Why We Must Collaborate in the New Era
When ‘relationship to a political party’ is in question, people often ask is it better to be partisan or bipartisan.
The answer is neither.
Those words have been abused and misused.
Partisanship has had its day. It is fine for ‘the parties’ to recognize their existence and organize how to work, BUT it is NOT fine, or productive, for partisanship to dominate our lives and political processes to the exclusion of making pragmatic compromises.
The recent election seemingly turned on the obvious idea and term ‘reunite’ us as a people. We have become disunited in pursuit of partisanship.
The simplest way to resolve that problem is to COLLABORATE. That means understanding the other points of view and communicating with other parties to look for common ground.
I have been working for a decade to explain the need for an INTERSECTOR, which is a notional space where the three basic sectors- [government, business and non-profit] must come together to make our society work effectively to get people’s ‘business’ done.

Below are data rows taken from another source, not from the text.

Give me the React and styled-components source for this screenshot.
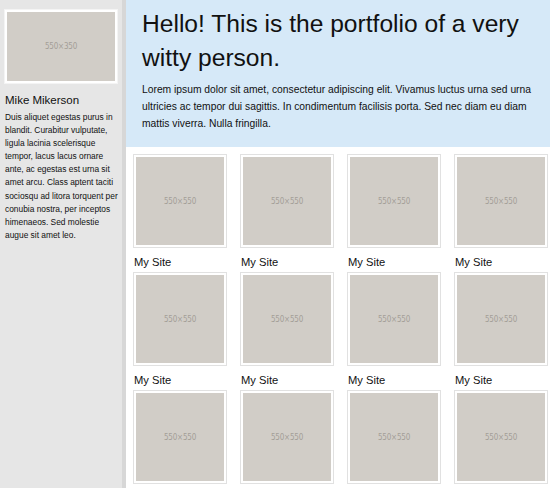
import React from "react";
import styled, { createGlobalStyle } from "styled-components";

const GlobalStyle = createGlobalStyle`
  html, body {
    margin: 0;
    padding: 0;
    background: #ffffff;
  }
  body {
    font-family: "Liberation Sans", Arial, sans-serif;
    color: #111;
  }
`;

const Page = styled.div`
  display: flex;
  width: 550px;
  height: 488px;
  overflow: hidden;
`;

const Sidebar = styled.aside`
  width: 126px;
  flex: none;
  box-sizing: border-box;
  background: #e6e6e6;
  border-right: 4px solid #d7d7d7;
  padding: 9px 0 0 4px;
`;

const Main = styled.main`
  flex: 1;
  min-width: 0;
`;

const Placeholder = styled.div`
  display: flex;
  align-items: center;
  justify-content: center;
  background: #d1cdc7;
  color: #a39e97;
  font-family: "DejaVu Sans Condensed", "DejaVu Sans", sans-serif;
  font-size: 8px;
  letter-spacing: -0.2px;
  width: ${(p) => p.$w}px;
  height: ${(p) => p.$h}px;
`;

const Thumb = styled.div`
  border: 1px solid #e1e1e1;
  padding: 2px;
  background: #fff;
  width: fit-content;
`;

const ProfileThumb = styled(Thumb)`
  border-color: #f4f4f4;
`;

const Name = styled.h3`
  margin: 8px 0 0 1px;
  font-size: 11.5px;
  font-weight: normal;
  line-height: 16px;
`;

const Bio = styled.p`
  margin: 3px 0 0 1px;
  font-size: 8.4px;
  line-height: 13.1px;
  width: 117px;
`;

const Hero = styled.header`
  background: #d6e9f8;
  padding: 7px 14px 15px 16px;
`;

const Title = styled.h1`
  margin: 0;
  font-size: 24.6px;
  font-weight: normal;
  line-height: 34px;
`;

const Lead = styled.p`
  margin: 6px 0 0 0;
  font-size: 10.3px;
  line-height: 17px;
`;

const Grid = styled.section`
  display: grid;
  grid-template-columns: repeat(4, 94px);
  column-gap: 13px;
  padding: 7px 2px 0 7px;
`;

const Item = styled.div`
  display: flex;
  flex-direction: column;
`;

const Caption = styled.div`
  margin: 7px 0 3px 1px;
  font-size: 11.2px;
  line-height: 14px;
  height: 14px;
`;

const sites = Array.from({ length: 12 }, () => "My Site");

export default function App() {
  return (
    <>
      <GlobalStyle />
      <Page>
        <Sidebar>
          <ProfileThumb>
            <Placeholder $w={108} $h={69}>550×350</Placeholder>
          </ProfileThumb>
          <Name>Mike Mikerson</Name>
          <Bio>
            Duis aliquet egestas purus in blandit. Curabitur vulputate, ligula
            lacinia scelerisque tempor, lacus lacus ornare ante, ac egestas est
            urna sit amet arcu. Class aptent taciti sociosqu ad litora torquent
            per conubia nostra, per inceptos himenaeos. Sed molestie augue sit
            amet leo.
          </Bio>
        </Sidebar>
        <Main>
          <Hero>
            <Title>Hello! This is the portfolio of a very witty person.</Title>
            <Lead>
              Lorem ipsum dolor sit amet, consectetur adipiscing elit. Vivamus
              luctus urna sed urna ultricies ac tempor dui sagittis. In
              condimentum facilisis porta. Sed nec diam eu diam mattis viverra.
              Nulla fringilla.
            </Lead>
          </Hero>
          <Grid>
            {sites.map((s, i) => (
              <Item key={i}>
                <Thumb>
                  <Placeholder $w={88} $h={88}>550×550</Placeholder>
                </Thumb>
                <Caption>{s}</Caption>
              </Item>
            ))}
          </Grid>
        </Main>
      </Page>
    </>
  );
}
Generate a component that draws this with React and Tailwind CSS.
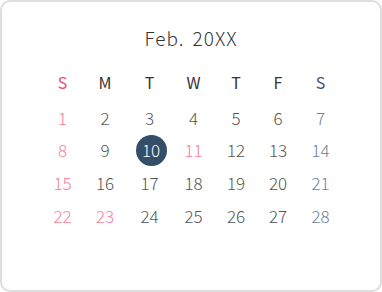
import React from 'react';

const WEEK = ['S', 'M', 'T', 'W', 'T', 'F', 'S'];
const HOLIDAYS = [11, 23];
const TODAY = 10;

const dayColor = (d, col) => {
  if (col === 0 || HOLIDAYS.includes(d)) return 'text-[#f7809b]';
  if (col === 6) return 'text-[#6f7f98]';
  return 'text-[#555]';
};

const App = () => {
  const weeks = [0, 1, 2, 3].map(w => [0, 1, 2, 3, 4, 5, 6].map(c => w * 7 + c + 1));

  return (
    <div className="w-[382px] h-[292px] bg-white" style={{ fontFamily: '"Noto Sans CJK JP", "Noto Sans", sans-serif' }}>
      <div className="w-full h-full border-2 border-[#dedede] rounded-[10px] flex flex-col items-center pt-[23px]">
        <h2 className="text-[19px] leading-[26px] font-light text-[#333] tracking-[1px]">
          Feb.<span className="ml-[8px]">20XX</span>
        </h2>

        <div className="mt-[18px] grid grid-cols-[41px_44px_45px_43px_42px_42px_43px] ml-[2px]">
          {WEEK.map((w, i) => (
            <div
              key={i}
              className={`h-[26px] flex items-center justify-center text-[16px] font-normal ${
                i === 0 ? 'text-[#ef4b73]' : i === 6 ? 'text-[#3a5274]' : 'text-[#333]'
              }`}
            >
              {w}
            </div>
          ))}
        </div>

        <div className="mt-[6px] grid grid-cols-[41px_44px_45px_43px_42px_42px_43px] auto-rows-[32.7px] ml-[2px]">
          {weeks.map(row =>
            row.map((d, c) => (
              <div key={d} className="flex items-center justify-center">
                {d === TODAY ? (
                  <span className="ml-[3px] w-[31px] h-[31px] rounded-full bg-[#344d69] text-white text-[17px] font-light flex items-center justify-center">
                    {d}
                  </span>
                ) : (
                  <span className={`text-[17px] font-light ${dayColor(d, c)}`}>{d}</span>
                )}
              </div>
            ))
          )}
        </div>
      </div>
    </div>
  );
};

export default App;
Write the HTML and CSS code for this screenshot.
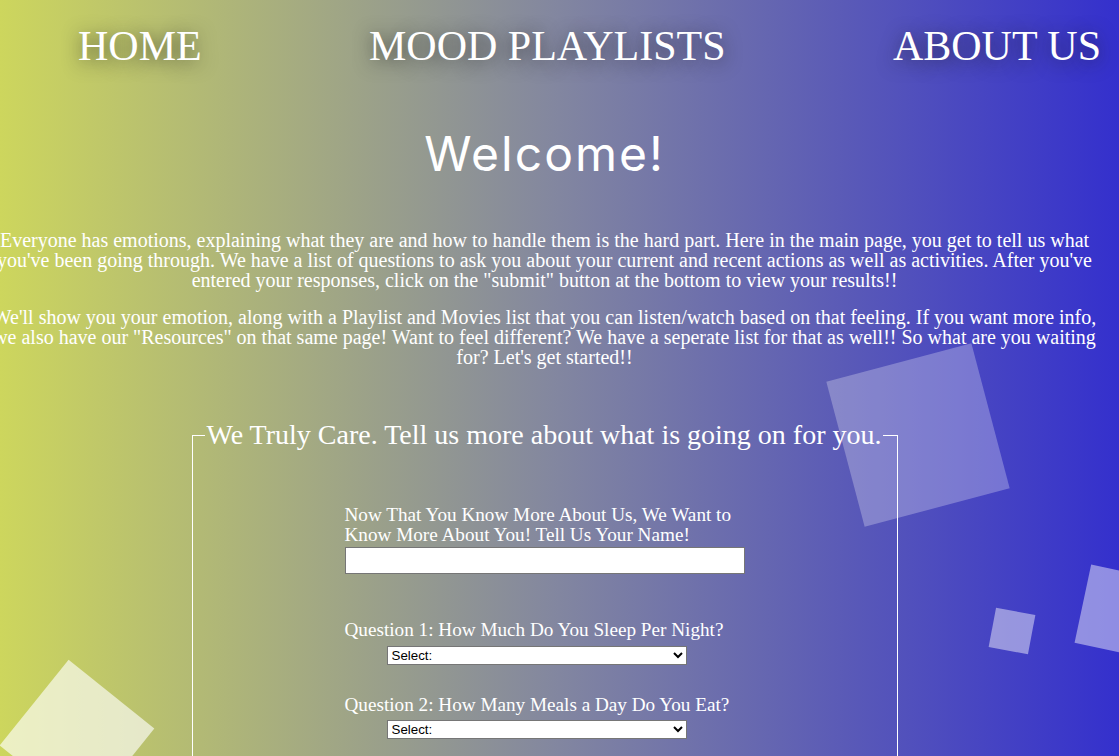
FILE: index.html
```html
<!DOCTYPE html>
<html lang="en">
<head>
<meta charset="utf-8">
<title>Mood Playlists</title>
<link rel="stylesheet" href="styles.css">
</head>
<body>
<div class="shapes" aria-hidden="true">
  <div class="sq sq-big"></div>
  <div class="sq sq-small"></div>
  <div class="sq sq-edge"></div>
  <div class="sq sq-corner"></div>
</div>
<nav class="nav">
  <a href="#" class="nav-link">HOME</a>
  <a href="#" class="nav-link">MOOD PLAYLISTS</a>
  <a href="#" class="nav-link">ABOUT US</a>
</nav>
<main class="page">
  <h1 class="welcome">Welcome!</h1>
  <p class="intro">Everyone has emotions, explaining what they are and how to handle them is the hard part. Here in the main page, you get to tell us what you've been going through. We have a list of questions to ask you about your current and recent actions as well as activities. After you've entered your responses, click on the "submit" button at the bottom to view your results!!</p>
  <p class="intro">We'll show you your emotion, along with a Playlist and Movies list that you can listen/watch based on that feeling. If you want more info, we also have our "Resources" on that same page! Want to feel different? We have a seperate list for that as well!! So what are you waiting for? Let's get started!!</p>
  <form class="quiz">
    <fieldset class="box">
      <legend class="box-title">We Truly Care. Tell us more about what is going on for you.</legend>
      <div class="questions">
        <div class="q q-name">
          <label class="q-label" for="name">Now That You Know More About Us, We Want to Know More About You! Tell Us Your Name!</label>
          <input class="text-in" id="name" type="text">
        </div>
        <div class="q">
          <label class="q-label" for="q1">Question 1: How Much Do You Sleep Per Night?</label>
          <select class="pick" id="q1"><option>Select:</option><option>Less than 5 hours</option><option>5-7 hours</option><option>8+ hours</option></select>
        </div>
        <div class="q">
          <label class="q-label" for="q2">Question 2: How Many Meals a Day Do You Eat?</label>
          <select class="pick" id="q2"><option>Select:</option><option>1</option><option>2</option><option>3+</option></select>
        </div>
        <div class="q">
          <label class="q-label" for="q3">Question 3: How Often Do You Exercise?</label>
          <select class="pick" id="q3"><option>Select:</option></select>
        </div>
      </div>
    </fieldset>
  </form>
</main>
</body>
</html>
```
FILE: styles.css
```css
html {
  background: linear-gradient(to right, #cdd65d 0%, #8286a0 50%, #3430cd 100%);
  min-height: 100%;
}
body {
  margin: 0;
  min-height: 756px;
  color: #fff;
  font-family: "Liberation Serif", "Times New Roman", serif;
  overflow: hidden;
  position: relative;
}
.shapes {
  position: absolute;
  inset: 0;
  overflow: hidden;
  z-index: 0;
  pointer-events: none;
}
.sq {
  position: absolute;
  background: rgba(255, 255, 255, 0.28);
}
.sq-big {
  width: 150px; height: 150px;
  left: 843px; top: 360px;
  transform: rotate(-14.8deg);
  background: rgba(255, 255, 255, 0.27);
}
.sq-small {
  width: 40px; height: 40px;
  left: 992px; top: 611px;
  transform: rotate(10.7deg);
  background: rgba(255, 255, 255, 0.45);
}
.sq-edge {
  width: 80px; height: 80px;
  left: 1082px; top: 572px;
  transform: rotate(12deg);
  background: rgba(255, 255, 255, 0.45);
}
.sq-corner {
  width: 110px; height: 110px;
  left: 22px; top: 682px;
  transform: rotate(38.8deg);
  background: rgba(255, 255, 255, 0.63);
}
.nav {
  position: relative;
  z-index: 1;
  display: flex;
  justify-content: space-between;
  padding: 23px 18px 0 78px;
}
.nav-link {
  color: #fff;
  text-decoration: none;
  font-size: 42px;
  line-height: 47px;
  text-shadow: 0 3px 18px rgba(30, 30, 30, 0.7);
}
.page {
  position: relative;
  z-index: 1;
  width: 1089px;
}
.welcome {
  margin: 55px 0 0;
  text-align: center;
  font-family: Inter, "Open Sans", sans-serif;
  font-weight: 400;
  font-size: 48px;
  line-height: 58px;
  letter-spacing: 2px;
}
.intro {
  width: 1110px;
  margin: 17px 0 0 -10.5px;
  text-align: center;
  font-size: 20px;
  line-height: 20px;
}
.welcome + .intro {
  margin-top: 47px;
}
.quiz {
  margin-top: 53px;
  display: flex;
  justify-content: center;
}
.box {
  width: 706px;
  box-sizing: border-box;
  margin: 0;
  border: 1px solid #fff;
  padding: 0 12px 40px;
}
.box-title {
  font-size: 28px;
  padding: 0 2px;
  line-height: 30px;
}
.questions {
  width: 400px;
  margin: 0 auto;
  padding-top: 55px;
}
.q {
  margin-bottom: 30px;
}
.q-name {
  margin-bottom: 46px;
}
.q-label {
  display: block;
  font-size: 19.2px;
  line-height: 19.5px;
}
.text-in {
  display: block;
  box-sizing: border-box;
  width: 400px;
  height: 27px;
  margin-top: 3px;
  border: 1px solid #767676;
  background: #fff;
  padding: 0 4px;
  font: 16px "Liberation Sans", Arial, sans-serif;
}
.pick {
  display: block;
  box-sizing: border-box;
  width: 300px;
  height: 19px;
  margin: 6px 0 0 42px;
  border: 1px solid #767676;
  border-radius: 0;
  background: #fff;
  color: #000;
  font: 13.33px "Liberation Sans", Arial, sans-serif;
  padding: 0;
}
```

Business, government and not-for-profits are separate and distinct for appropriate reasons [because they have different purposes and goals]. But, they have failed to collaborate because they either do not understand that is a key function, AND/OR they avoid it, for fear of being seen as too cooperative.
What now begins to emerge, from the 2020 election, is that what we see and call a divided nation is really in fact simply a nation that has failed—deliberately or unwittingly — to understand the need for COLLBORATION.
In the very simplest terms, collaboration should not expect or require capitulation, BUT it does require engagement to seek ways to work together to make the competing elements of our society functioning.
When we ditch the term partisanship and replace it with ‘collaboration’, as the cornerstone of modern democratic PROCESS, we are very likely to unlock productive new forces that will greatly improve governance and allow us to resolve our biggest challenges.